A consequência desta conduta foi a fuga de eleitores do centro para a esquerda e até para além do PS. Setecentos e quarenta mil.

A clivagem aberta pelo governo da coligação não teve efeitos apenas à direita. Também à esquerda. A germinação do consenso contra um adversário comum, que tanto mal praticou em quatro anos, tornou-se natural. Todavia, surpreendeu. Por ser inusitada, por derrubar preconceitos de quarenta anos, por unir em vez de desunir. O PS, mais que motor, foi o recipiente de um testemunho difícil. Coube-lhe interpretar este acontecimento político, catalisar as forças desejosas de se agregarem e agarrar a oportunidade histórica. Desengane-se, pois, quem pense tratar-se de oportunismo, ou de uma longa premeditação. Nem uma coisa nem outra. Apenas a perceção de um momento único e o seu protagonismo inteligente. Esse foi o mérito de António Costa.

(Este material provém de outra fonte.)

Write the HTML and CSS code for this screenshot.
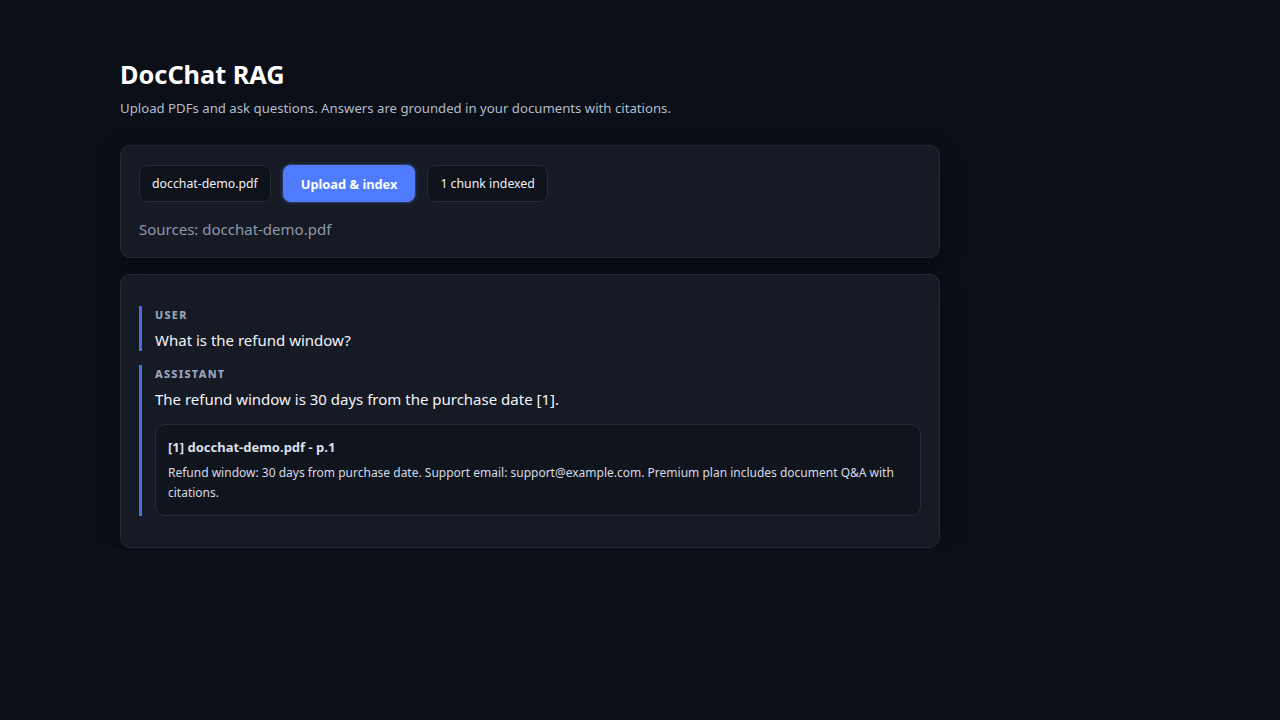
FILE: index.html
```html
<!DOCTYPE html>
<html lang="en">
<head>
  <meta charset="UTF-8" />
  <meta name="viewport" content="width=device-width, initial-scale=1.0" />
  <title>DocChat RAG</title>
  <link rel="stylesheet" href="styles.css">
</head>
<body>
  <main class="wrap">
    <header class="head">
      <h1>DocChat RAG</h1>
      <p class="sub">Upload PDFs and ask questions. Answers are grounded in your documents with citations.</p>
    </header>

    <section class="card upload">
      <div class="row">
        <span class="chip">docchat-demo.pdf</span>
        <button class="btn">Upload &amp; index</button>
        <span class="chip">1 chunk indexed</span>
      </div>
      <p class="sources">Sources: docchat-demo.pdf</p>
    </section>

    <section class="card chat">
      <div class="msg">
        <div class="role">User</div>
        <div class="text">What is the refund window?</div>
      </div>
      <div class="msg">
        <div class="role">Assistant</div>
        <div class="text">The refund window is 30 days from the purchase date [1].</div>
        <div class="cite">
          <div class="cite-title">[1] docchat-demo.pdf - p.1</div>
          <div class="cite-body">Refund window: 30 days from purchase date. Support email: support@example.com. Premium plan includes document Q&amp;A with citations.</div>
        </div>
      </div>
    </section>
  </main>
</body>
</html>
```

FILE: styles.css
```css
body {
  margin: 0;
  font-family: "Noto Sans", "Open Sans", sans-serif;
  background-color: #0b0f17;
  color: #e8ecf3;
}
.wrap {
  width: 820px;
  margin-left: 120px;
  padding-top: 57px;
}
.head h1 {
  margin: 0;
  font-size: 25.3px;
  font-weight: 700;
  color: #ffffff;
  line-height: 34px;
}
.sub {
  margin: 8px 0 0;
  font-size: 13.2px;
  color: #b3bccb;
  line-height: 18px;
}
.card {
  background: #161a24;
  border: 1px solid #232836;
  border-radius: 10px;
  box-shadow: 0 8px 24px rgba(0, 0, 0, 0.35);
}
.upload {
  margin-top: 28px;
  padding: 18px 18px 18px;
}
.row {
  display: flex;
  align-items: center;
  gap: 11px;
}
.chip {
  display: inline-flex;
  align-items: center;
  height: 35px;
  padding: 0 12px;
  border: 1px solid #262b3a;
  border-radius: 8px;
  background: #0e121b;
  font-size: 12.3px;
  color: #eef1f6;
}
.btn {
  height: 39px;
  padding: 0 18px;
  border: 1px solid #2d3a5c;
  border-radius: 9px;
  background: #4f7cff;
  color: #ffffff;
  font-family: inherit;
  font-size: 12.8px;
  font-weight: 700;
  box-shadow: 0 0 0 2px #1a2236;
}
.sources {
  margin: 16px 0 0;
  font-size: 15px;
  color: #8e98aa;
  line-height: 20px;
}
.chat {
  margin-top: 16px;
  padding: 31px 18px 31px;
}
.msg {
  border-left: 3px solid #4a6fdd;
  padding-left: 13px;
}
.msg + .msg {
  margin-top: 14px;
}
.role {
  font-size: 10.8px;
  font-weight: 800;
  letter-spacing: 1.3px;
  text-transform: uppercase;
  color: #9aa6ba;
  line-height: 16px;
  padding-top: 1px;
}
.text {
  margin-top: 6px;
  font-size: 15px;
  line-height: 22px;
  color: #f3f5f9;
}
.cite {
  margin-top: 14px;
  background: #10141d;
  border: 1px solid #252a37;
  border-radius: 10px;
  padding: 12px 12px 12px;
}
.cite-title {
  font-size: 13px;
  font-weight: 700;
  color: #d9dfea;
  line-height: 20px;
}
.cite-body {
  margin-top: 6px;
  font-size: 12px;
  line-height: 20px;
  color: #d6dbe5;
}
```
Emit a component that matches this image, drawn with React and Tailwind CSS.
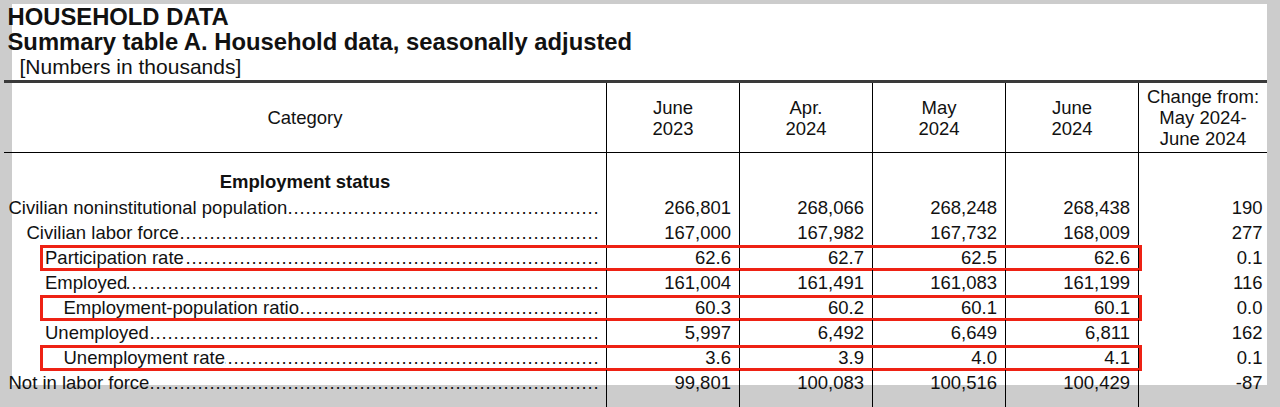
import React from 'react';

const COLS = 'grid grid-cols-[602px_133px_133px_133px_133px_129px]';

const rows = [
  { label: 'Civilian noninstitutional population', indent: 'pl-[4.5px]', values: ['266,801', '268,066', '268,248', '268,438'], change: '190' },
  { label: 'Civilian labor force', indent: 'pl-[22.5px]', values: ['167,000', '167,982', '167,732', '168,009'], change: '277' },
  { label: 'Participation rate', indent: 'pl-[41px]', values: ['62.6', '62.7', '62.5', '62.6'], change: '0.1', boxed: true },
  { label: 'Employed', indent: 'pl-[41px]', values: ['161,004', '161,491', '161,083', '161,199'], change: '116' },
  { label: 'Employment-population ratio', indent: 'pl-[59.5px]', values: ['60.3', '60.2', '60.1', '60.1'], change: '0.0', boxed: true },
  { label: 'Unemployed', indent: 'pl-[41px]', values: ['5,997', '6,492', '6,649', '6,811'], change: '162' },
  { label: 'Unemployment rate', indent: 'pl-[59.5px]', values: ['3.6', '3.9', '4.0', '4.1'], change: '0.1', boxed: true },
  { label: 'Not in labor force', indent: 'pl-[4.5px]', values: ['99,801', '100,083', '100,516', '100,429'], change: '-87' },
];

const heads = [
  ['June', '2023'],
  ['Apr.', '2024'],
  ['May', '2024'],
  ['June', '2024'],
];

function DataRow({ row }) {
  return (
    <div className={`${COLS} relative h-[25px] leading-[25px]`}>
      <div className={`flex ${row.indent} pr-[6.5px] whitespace-nowrap`}>
        <span>{row.label}</span>
        <span className="flex-1 flex justify-end overflow-hidden">
          <span className="tracking-[0.86px]">{'.'.repeat(120)}</span>
        </span>
      </div>
      {row.values.map((v, i) => (
        <div key={i} className="border-l border-black text-right pr-[8px]">{v}</div>
      ))}
      <div className="border-l border-black text-right pr-[4.5px]">{row.change}</div>
      {row.boxed && (
        <div className="absolute left-[36px] top-0 h-[26px] w-[1102px] border-[3px] border-[#ee2214] pointer-events-none" />
      )}
    </div>
  );
}

export default function App() {
  return (
    <div className="h-[407px] overflow-hidden bg-[#cccccc] pt-[13px] pl-[12px] pr-[13px] text-[#111] font-['Liberation_Sans',Arial,sans-serif]">
      <div className="h-[381px] bg-white">
        <div className="-ml-[8px] -mt-[9px] w-[1263px]">
          <div className="pl-[3.5px] text-[23.8px] leading-[25px] font-bold">HOUSEHOLD DATA</div>
          <div className="pl-[3.5px] text-[23.8px] leading-[25px] font-bold">Summary table A. Household data, seasonally adjusted</div>
          <div className="pl-[15.5px] mt-[2px] text-[21px] leading-[22px]">[Numbers in thousands]</div>

          <div className="mt-[2px] h-[3px] bg-[#3a3a3a]" />

          <div className="text-[18.5px]">
            {/* header */}
            <div className={`${COLS} h-[70px] leading-[21px] border-b border-black`}>
              <div className="flex items-center justify-center">Category</div>
              {heads.map((h, i) => (
                <div key={i} className="border-l border-black flex flex-col items-center justify-center">
                  <span>{h[0]}</span>
                  <span>{h[1]}</span>
                </div>
              ))}
              <div className="border-l border-black flex flex-col items-center justify-center">
                <span>Change from:</span>
                <span>May 2024-</span>
                <span>June 2024</span>
              </div>
            </div>

            {/* section title */}
            <div className={`${COLS} h-[42px]`}>
              <div className="pt-[16px] leading-[25px] text-center font-bold">Employment status</div>
              <div className="border-l border-black" />
              <div className="border-l border-black" />
              <div className="border-l border-black" />
              <div className="border-l border-black" />
              <div className="border-l border-black" />
            </div>

            {rows.map((r, i) => (
              <DataRow key={i} row={r} />
            ))}

            {/* column rules running past the page */}
            <div className={`${COLS} h-[30px]`}>
              <div />
              <div className="border-l border-black" />
              <div className="border-l border-black" />
              <div className="border-l border-black" />
              <div className="border-l border-black" />
              <div className="border-l border-black" />
            </div>
          </div>
        </div>
      </div>
    </div>
  );
}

A duração deste insólito estado conjugado não será efémera. Porque anda associada à conduta do causador. E este, não só não dá sinais de inverter a sua conduta, como nem sequer parece ainda ter compreendido o que lhe aconteceu. Às forças que agora se uniram não vão bastar os erros dos adversários. Elas terão que construir uma nova relação, tímida de início mas pouco a pouco reforçada na ação politica. Se o conseguirem, poderão mudar o panorama político por muitos anos.